All information made available on the Internet shall be done so by state-of-the-art methods and in open formats. Information published online should be in user-friendly formats that machines can automatically gather for analysis.
There should be a publicly-available online calendar that identifies all upcoming advisory committee meetings, and contains basic information about those meetings. The calendar should link to each committee's agenda.
All information made available to the public (whether on the internet or otherwise) should be at no cost. Committees should not be able to charge for transcripts or other documents.
Documents submitted to the Advisory Committee shall be made publicly available unless the Advisory Committee determines that those materials would disclose matters described in the FOIA exemptions listed in section 552(b) of title 5, United States Code. That determination should be appealable, and there should be a publicly-available summary of the contents at the time the materials are submitted.
In addition to listing the names of its committee members, each committee should also make available brief biographies of its members.
All members of each advisory committee shall file financial disclosure forms, which shall be made available on the committee website after redactions to remove personally identifiable information, such as social security numbers.

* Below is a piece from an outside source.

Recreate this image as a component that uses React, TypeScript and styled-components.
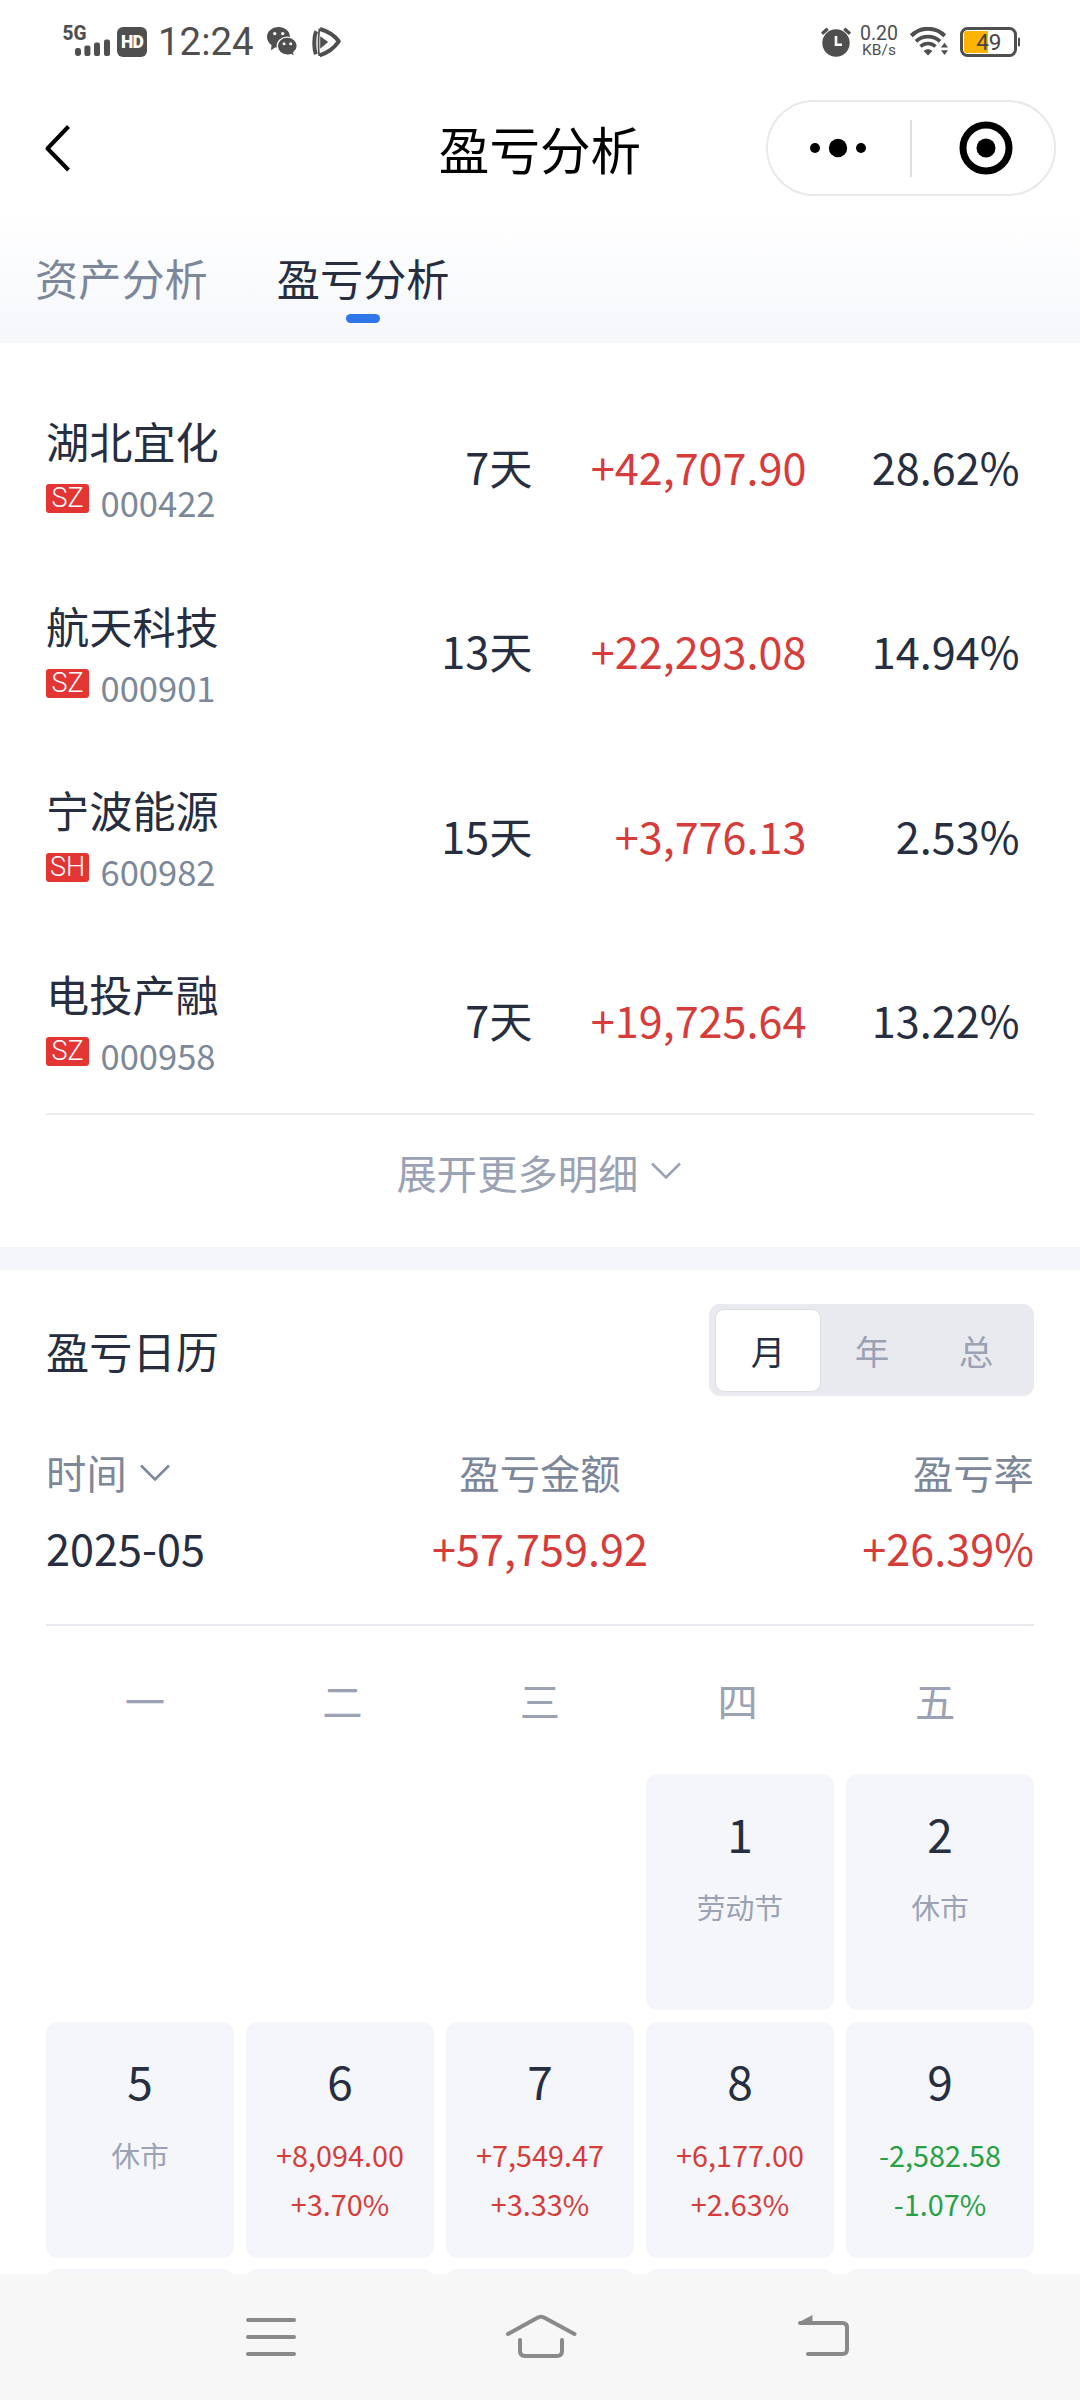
import React from 'react';
import styled, { createGlobalStyle } from 'styled-components';

const INK = '#262e3f';
const SLATE = '#7d879a';
const MUTED = '#9aa2b4';
const UP = '#d53c3a';
const DOWN = '#26a144';
const STATUS = '#4f4f4f';

const GlobalStyle = createGlobalStyle`
  html, body { margin: 0; padding: 0; background: #fff; }
  * { box-sizing: border-box; }
  body { font-family: "Noto Sans CJK SC", "Noto Sans", sans-serif; font-weight: 400; color: ${INK}; }
`;

const Screen = styled.div`
  width: 1080px;
  height: 2400px;
  display: flex;
  flex-direction: column;
  overflow: hidden;
  background: #fff;
`;

const StatusBar = styled.header`
  flex: none;
  height: 84px;
  padding: 0 60px 0 60px;
  display: flex;
  justify-content: space-between;
  align-items: center;
  font-family: Roboto, "Liberation Sans", sans-serif;
  color: ${STATUS};
  svg { display: block; font-family: Roboto, "Liberation Sans", sans-serif; }
`;

const StatusGroup = styled.div<{ $offset?: number }>`
  display: flex;
  align-items: center;
  margin-left: ${(p) => p.$offset ?? 0}px;
`;

const HdBadge = styled.span`
  width: 30px;
  height: 30px;
  margin-left: 7px;
  border-radius: 6px;
  background: ${STATUS};
  color: #fff;
  font-size: 17.5px;
  font-weight: 900;
  line-height: 31px;
  text-align: center;
  letter-spacing: -0.8px;
`;

const Clock = styled.time`
  margin: 0 12px 0 11px;
  width: 97px;
  font-size: 38.4px;
  line-height: 38px;
`;

const NetSpeed = styled.div`
  width: 38px;
  margin: 0 12px 0 8px;
  display: flex;
  flex-direction: column;
  align-items: center;
`;

const SpeedValue = styled.span`
  font-size: 19.5px;
  line-height: 16px;
`;

const SpeedUnit = styled.span`
  font-size: 15.5px;
  line-height: 17px;
`;

const TitleBar = styled.div`
  flex: none;
  height: 128px;
  padding: 0 24px 0 44px;
  display: grid;
  grid-template-columns: 1fr auto 1fr;
  align-items: center;
`;

const PageTitle = styled.h1`
  margin: 0;
  padding-right: 20px;
  font-size: 50.6px;
  line-height: 70px;
  font-weight: 400;
  color: #000;
`;

const Capsule = styled.div`
  justify-self: end;
  width: 290px;
  height: 96px;
  border: 2px solid #e9e9e9;
  border-radius: 48px;
  display: grid;
  grid-template-columns: 142px 2px 142px;
  align-items: center;
`;

const CapsuleButton = styled.button<{ $shift: string }>`
  height: 100%;
  padding: ${(p) => p.$shift};
  border: 0;
  background: none;
  display: flex;
  align-items: center;
  justify-content: center;
`;

const CapsuleDivider = styled.span`
  width: 2px;
  height: 57px;
  background: #dedede;
`;

const BackButton = styled.button`
  justify-self: start;
  padding: 0;
  border: 0;
  background: none;
  display: flex;
`;

const Tabs = styled.nav`
  flex: none;
  height: 131px;
  padding: 34.5px 35px 0;
  display: flex;
  gap: 69px;
  background: linear-gradient(#ffffff, #f5f7fb);
`;

const Tab = styled.div<{ $active?: boolean }>`
  display: flex;
  flex-direction: column;
  align-items: center;
  font-size: 43.2px;
  line-height: 60px;
  color: ${(p) => (p.$active ? INK : SLATE)};
  &::after {
    content: "";
    width: 34px;
    height: 9px;
    margin-top: 7.5px;
    border-radius: 4.5px;
    background: ${(p) => (p.$active ? '#2f76e8' : 'transparent')};
  }
`;

const Body = styled.main`
  flex: 1;
  min-height: 0;
  overflow: hidden;
`;

const Holdings = styled.section`
  height: 904px;
  padding: 31.4px 46px 0;
`;

const HoldingRow = styled.div`
  height: 184.32px;
  display: grid;
  grid-template-columns: 240px 246.5px 274px 213px;
  align-items: start;
`;

const Stock = styled.div`
  padding-top: 36px;
`;

const StockName = styled.div`
  font-size: 43.2px;
  line-height: 60px;
`;

const StockMeta = styled.div`
  height: 64px;
  display: flex;
  align-items: center;
`;

const MarketTag = styled.span`
  width: 43px;
  height: 29px;
  margin: 0 11.5px 7px 0;
  border-radius: 3px;
  background: #e33534;
  color: #fff;
  font-family: Roboto, "Liberation Sans", sans-serif;
  font-size: 27px;
  font-weight: 350;
  line-height: 29px;
  text-align: center;
`;

const StockCode = styled.span`
  font-size: 34.56px;
  line-height: 50px;
  color: ${SLATE};
`;

const Figure = styled.div<{ $color?: string }>`
  padding-top: 61.6px;
  text-align: right;
  font-size: 43.2px;
  line-height: 60px;
  color: ${(p) => p.$color ?? INK};
`;

const Rule = styled.div<{ $color: string; $gap?: number }>`
  height: 2px;
  margin-top: ${(p) => p.$gap ?? 0}px;
  background: ${(p) => p.$color};
`;

const ExpandButton = styled.div`
  padding-top: 29px;
  display: flex;
  justify-content: center;
  align-items: flex-start;
  gap: 13px;
  padding-right: 2px;
  font-size: 40.32px;
  line-height: 56px;
  color: ${MUTED};
  svg { margin-top: 18.5px; }
`;

const Band = styled.div`
  height: 23px;
  background: #f4f6fa;
`;

const CalendarSection = styled.section`
  padding: 34px 46.08px 0;
`;

const SectionHead = styled.div`
  display: flex;
  justify-content: space-between;
  align-items: center;
`;

const SectionTitle = styled.h2`
  margin: 0;
  font-size: 43.2px;
  line-height: 60px;
  font-weight: 400;
`;

const Segmented = styled.div`
  width: 325px;
  height: 92px;
  padding: 5.5px 6px 5.5px 7px;
  border-radius: 11px;
  background: #e9eaf0;
  display: flex;
`;

const Segment = styled.span<{ $active?: boolean }>`
  flex: 1;
  height: 81px;
  border-radius: 8px;
  background: ${(p) => (p.$active ? '#fff' : 'transparent')};
  box-shadow: ${(p) => (p.$active ? '0 0 0 1px #dddee4' : 'none')};
  color: ${(p) => (p.$active ? INK : MUTED)};
  font-size: 34.56px;
  line-height: 81px;
  text-align: center;
`;

const Summary = styled.div`
  margin: 47.6px 0 46.8px;
  display: grid;
  grid-template-columns: 1fr 1fr 1fr;
  row-gap: 17.6px;
`;

const SummaryLabel = styled.div<{ $align: string }>`
  display: flex;
  justify-content: ${(p) => p.$align};
  gap: 13px;
  font-size: 40.32px;
  line-height: 56px;
  color: ${SLATE};
  svg { margin-top: 20px; }
`;

const SummaryValue = styled.div<{ $align: string; $color?: string }>`
  display: flex;
  justify-content: ${(p) => p.$align};
  font-size: 43.2px;
  line-height: 60px;
  color: ${(p) => p.$color ?? INK};
`;

const Weekdays = styled.div`
  margin: 46px 0 46px;
  display: grid;
  grid-template-columns: repeat(5, 1fr);
  text-align: center;
  font-size: 40.32px;
  line-height: 56px;
  color: ${MUTED};
`;

const DayGrid = styled.div`
  display: grid;
  grid-template-columns: repeat(5, 1fr);
  grid-auto-rows: 236.16px;
  gap: 11.52px 12px;
`;

const DayCard = styled.div<{ $blank?: boolean }>`
  padding-top: 26.8px;
  border-radius: 11.5px;
  background: ${(p) => (p.$blank ? 'transparent' : '#f4f6fa')};
  display: flex;
  flex-direction: column;
  align-items: center;
`;

const DayNumber = styled.span`
  margin-bottom: 17.7px;
  font-size: 46.08px;
  line-height: 64px;
`;

const DayLine = styled.span<{ $color: string }>`
  font-size: 28.8px;
  line-height: 49px;
  color: ${(p) => p.$color};
`;

const SystemNav = styled.footer`
  flex: none;
  height: 126px;
  padding: 38px 0 0 246px;
  background: #f7f7f7;
  display: grid;
  grid-template-columns: 260px 292px 1fr;
  svg { display: block; }
`;

const Chevron = ({ color }: { color: string }) => (
  <svg width="30" height="19" viewBox="0 0 30 19" fill="none" stroke={color} strokeWidth="2.6">
    <path d="M1 1.5 15 15.5 29 1.5" />
  </svg>
);

const SignalIcon = () => (
  <svg width="50" height="48" viewBox="0 -6 50 48" fill={STATUS}>
    <text x="2.500" y="16" fontSize="20" fontWeight="800" textLength="24" lengthAdjust="spacingAndGlyphs">5G</text>
    <rect x="15" y="24" width="6" height="8" rx="2.4" />
    <rect x="24.4" y="21.500" width="6" height="10.500" rx="2" />
    <rect x="34" y="18.500" width="6" height="13.500" rx="2" />
    <rect x="44" y="15.500" width="6" height="16.500" rx="2" />
  </svg>
);

const WechatIcon = () => (
  <svg width="30" height="31" viewBox="0 0 30 31" fill={STATUS}>
    <path d="M11.5 0C5 0 0 4.4 0 10c0 3.300 1.800 6.100 4.500 8L4 23.300 8.600 20.200c5.900 1.300 14.400-1.500 14.400-10.200C23 4.400 18 0 11.500 0Z" />
    <path d="M20.300 10.200c-5.600 0-10 3.900-10 8.900s4.400 9 10 9c1.400 0 2.600-.2 3.700-.6l3.300 2.200-.5-4.200c2.200-1.700 3.500-3.900 3.500-6.400 0-5-4.400-8.900-10-8.900Z" stroke="#fff" strokeWidth="1.300" />
    <g fill="#fff">
      <circle cx="7.700" cy="6.600" r="1.700" />
      <circle cx="15.700" cy="6.600" r="1.700" />
      <circle cx="17.100" cy="16.800" r="1.500" />
      <circle cx="23.700" cy="16.800" r="1.500" />
    </g>
  </svg>
);

const PlayerIcon = () => (
  <svg width="30" height="31" viewBox="0 0 30 31" fill="none" stroke={STATUS}>
    <path d="M4.400 4.200C1.700 8.500 1.700 22 4 27.200" strokeWidth="4" />
    <path d="M8 2C15 4 22.500 8.500 26.800 14.300 22.500 20.500 15 26 7.600 28.300" strokeWidth="4" strokeLinejoin="round" />
    <path d="M7.600 1.500C6.300 8 6.200 22 7.200 29" strokeWidth="1.700" />
    <path d="M8.200 9.300v12.400l8-6.600Z" fill={STATUS} stroke="none" />
  </svg>
);

const AlarmIcon = () => (
  <svg width="31" height="30" viewBox="0 0 31 30" fill="none" stroke={STATUS}>
    <circle cx="15" cy="16" r="13.700" fill={STATUS} stroke="none" />
    <path d="M1 6.700 6.700 1.800M29 6.700 23.300 1.800" strokeWidth="3.200" />
    <path d="M15 9v8.800h6" stroke="#fff" strokeWidth="2.600" />
  </svg>
);

const WifiIcon = () => (
  <svg width="39" height="30" viewBox="0 0 39 30" fill="none" stroke={STATUS}>
    <path d="M1.300 8.800C10.500-.6 25.500-.6 34.700 8.800" strokeWidth="4" />
    <path d="M6 14.300c6.600-6.300 17.400-6.300 24 0" strokeWidth="3.800" />
    <path d="M10.500 19.500c4.300-4 10.700-4 15 0" strokeWidth="3.600" />
    <path d="M13.700 24c2.600-2.200 6-2.200 8.600 0L18 28.500Z" fill={STATUS} stroke="none" />
    <path d="m31 20.500 3.500-4.700 3.500 4.700ZM31 23.300l3.500 4.700 3.500-4.700Z" fill={STATUS} stroke="none" />
  </svg>
);

const BatteryIcon = () => (
  <svg width="60" height="30" viewBox="0 0 60 30">
    <rect x="1.500" y="1.500" width="54" height="27" rx="6" fill="#fff" stroke={STATUS} strokeWidth="3" />
    <path d="M4 6.500A2.500 2.500 0 0 1 6.500 4H28v22H6.500A2.500 2.500 0 0 1 4 23.500Z" fill="#fdb400" />
    <rect x="58" y="10.500" width="2" height="9" rx="1" fill={STATUS} />
    <text x="28.800" y="23" fontSize="22.500" textAnchor="middle" fill="#444">49</text>
  </svg>
);

type Holding = { name: string; market: string; code: string; days: string; profit: string; rate: string };

const holdings: Holding[] = [
  { name: '湖北宜化', market: 'SZ', code: '000422', days: '7天', profit: '+42,707.90', rate: '28.62%' },
  { name: '航天科技', market: 'SZ', code: '000901', days: '13天', profit: '+22,293.08', rate: '14.94%' },
  { name: '宁波能源', market: 'SH', code: '600982', days: '15天', profit: '+3,776.13', rate: '2.53%' },
  { name: '电投产融', market: 'SZ', code: '000958', days: '7天', profit: '+19,725.64', rate: '13.22%' },
];

type Day = { day?: number; note?: string; amount?: string; rate?: string };

const days: Day[] = [
  {}, {}, {},
  { day: 1, note: '劳动节' },
  { day: 2, note: '休市' },
  { day: 5, note: '休市' },
  { day: 6, amount: '+8,094.00', rate: '+3.70%' },
  { day: 7, amount: '+7,549.47', rate: '+3.33%' },
  { day: 8, amount: '+6,177.00', rate: '+2.63%' },
  { day: 9, amount: '-2,582.58', rate: '-1.07%' },
];

const CalendarDay = ({ day, note, amount, rate }: Day) => {
  if (!day) return <DayCard $blank />;
  const color = amount?.startsWith('-') ? DOWN : UP;
  return (
    <DayCard>
      <DayNumber>{day}</DayNumber>
      {note && <DayLine $color={MUTED}>{note}</DayLine>}
      {amount && <DayLine $color={color}>{amount}</DayLine>}
      {rate && <DayLine $color={color}>{rate}</DayLine>}
    </DayCard>
  );
};

export default function App() {
  return (
    <Screen>
      <GlobalStyle />
      <StatusBar>
        <StatusGroup>
          <SignalIcon />
          <HdBadge>HD</HdBadge>
          <Clock>12:24</Clock>
          <WechatIcon />
          <StatusGroup $offset={15}><PlayerIcon /></StatusGroup>
        </StatusGroup>
        <StatusGroup>
          <AlarmIcon />
          <NetSpeed>
            <SpeedValue>0.20</SpeedValue>
            <SpeedUnit>KB/s</SpeedUnit>
          </NetSpeed>
          <WifiIcon />
          <StatusGroup $offset={11}><BatteryIcon /></StatusGroup>
        </StatusGroup>
      </StatusBar>

      <TitleBar>
        <BackButton aria-label="返回">
          <svg width="28" height="48" viewBox="0 0 28 48" fill="none" stroke="#000" strokeWidth="4" strokeLinejoin="round">
            <path d="M24.500 2.500 3.500 24.500 24.500 46" />
          </svg>
        </BackButton>
        <PageTitle>盈亏分析</PageTitle>
        <Capsule>
          <CapsuleButton aria-label="更多" $shift="0 2px 0 0">
            <svg width="56" height="20" viewBox="0 0 56 20">
              <circle cx="5" cy="10" r="5" />
              <circle cx="28" cy="10" r="9.200" />
              <circle cx="51" cy="10" r="5" />
            </svg>
          </CapsuleButton>
          <CapsuleDivider />
          <CapsuleButton aria-label="关闭" $shift="0 0 0 6px">
            <svg width="54" height="54" viewBox="0 0 54 54">
              <circle cx="27" cy="27" r="23" fill="none" stroke="#000" strokeWidth="7" />
              <circle cx="27" cy="27" r="9.500" />
            </svg>
          </CapsuleButton>
        </Capsule>
      </TitleBar>

      <Tabs>
        <Tab>资产分析</Tab>
        <Tab $active>盈亏分析</Tab>
      </Tabs>

      <Body>
        <Holdings>
          {holdings.map((h) => (
            <HoldingRow key={h.code}>
              <Stock>
                <StockName>{h.name}</StockName>
                <StockMeta>
                  <MarketTag>{h.market}</MarketTag>
                  <StockCode>{h.code}</StockCode>
                </StockMeta>
              </Stock>
              <Figure>{h.days}</Figure>
              <Figure $color={UP}>{h.profit}</Figure>
              <Figure>{h.rate}</Figure>
            </HoldingRow>
          ))}
          <Rule $color="#ebecee" $gap={1.3} />
          <ExpandButton>
            展开更多明细
            <Chevron color={MUTED} />
          </ExpandButton>
        </Holdings>
        <Band />
        <CalendarSection>
          <SectionHead>
            <SectionTitle>盈亏日历</SectionTitle>
            <Segmented>
              <Segment $active>月</Segment>
              <Segment>年</Segment>
              <Segment>总</Segment>
            </Segmented>
          </SectionHead>
          <Summary>
            <SummaryLabel $align="flex-start">时间<Chevron color={SLATE} /></SummaryLabel>
            <SummaryLabel $align="center">盈亏金额</SummaryLabel>
            <SummaryLabel $align="flex-end">盈亏率</SummaryLabel>
            <SummaryValue $align="flex-start">2025-05</SummaryValue>
            <SummaryValue $align="center" $color={UP}>+57,759.92</SummaryValue>
            <SummaryValue $align="flex-end" $color={UP}>+26.39%</SummaryValue>
          </Summary>
          <Rule $color="#e8e9ef" />
          <Weekdays>
            {['一', '二', '三', '四', '五'].map((d) => <span key={d}>{d}</span>)}
          </Weekdays>
          <DayGrid>
            {days.map((d, i) => <CalendarDay key={i} {...d} />)}
            {[0, 1, 2, 3, 4].map((i) => <DayCard key={`next-${i}`} />)}
          </DayGrid>
        </CalendarSection>
      </Body>

      <SystemNav>
        <svg width="52" height="48" viewBox="0 0 52 48" fill="none" stroke="#8a8a8a" strokeWidth="4" strokeLinecap="round">
          <path d="M2 8h46M2 25h46M2 42h46" />
        </svg>
        <svg width="72" height="48" viewBox="0 0 72 48" fill="none" stroke="#8a8a8a" strokeWidth="4" strokeLinecap="round" strokeLinejoin="round">
          <path d="M2 22 31 6Q35 3.500 39 6L68.500 22" />
          <path d="M14 28v11q0 5 5 5h32q5 0 5-5V28" />
        </svg>
        <svg width="54" height="48" viewBox="0 0 54 48" fill="none" stroke="#8a8a8a" strokeWidth="4" strokeLinecap="round">
          <path d="M2 11H44.500q4.500 0 4.500 4.500v22q0 4.500-4.500 4.500H10" />
          <path d="M.8 10.200 14.500 3v8Z" fill="#8a8a8a" stroke="none" />
        </svg>
      </SystemNav>
    </Screen>
  );
}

This will help determine if there is a conflict of (financial) interest.
All members of the Advisory Committee should declare and publicly disclose conflicts of interest. These statements must be updated whenever new conflicts arise or on an annual basis, whichever is more frequent. These disclosures shall be placed on the Internet. There should be random reviews to ensure that all proper disclosures are filed.
The FACA main website should be updated and reworked. It's design is pretty bad.
The underlying data behind the FACA database should continue to be made publicly available in a bulk format. For example, here's the raw file of members through 2008.
Federal advisory committees are a major way that the government gets advice from members of the public, especially expert advice. We need to make sure that the advice is not tainted by hidden agendas and reflects the best analysis available.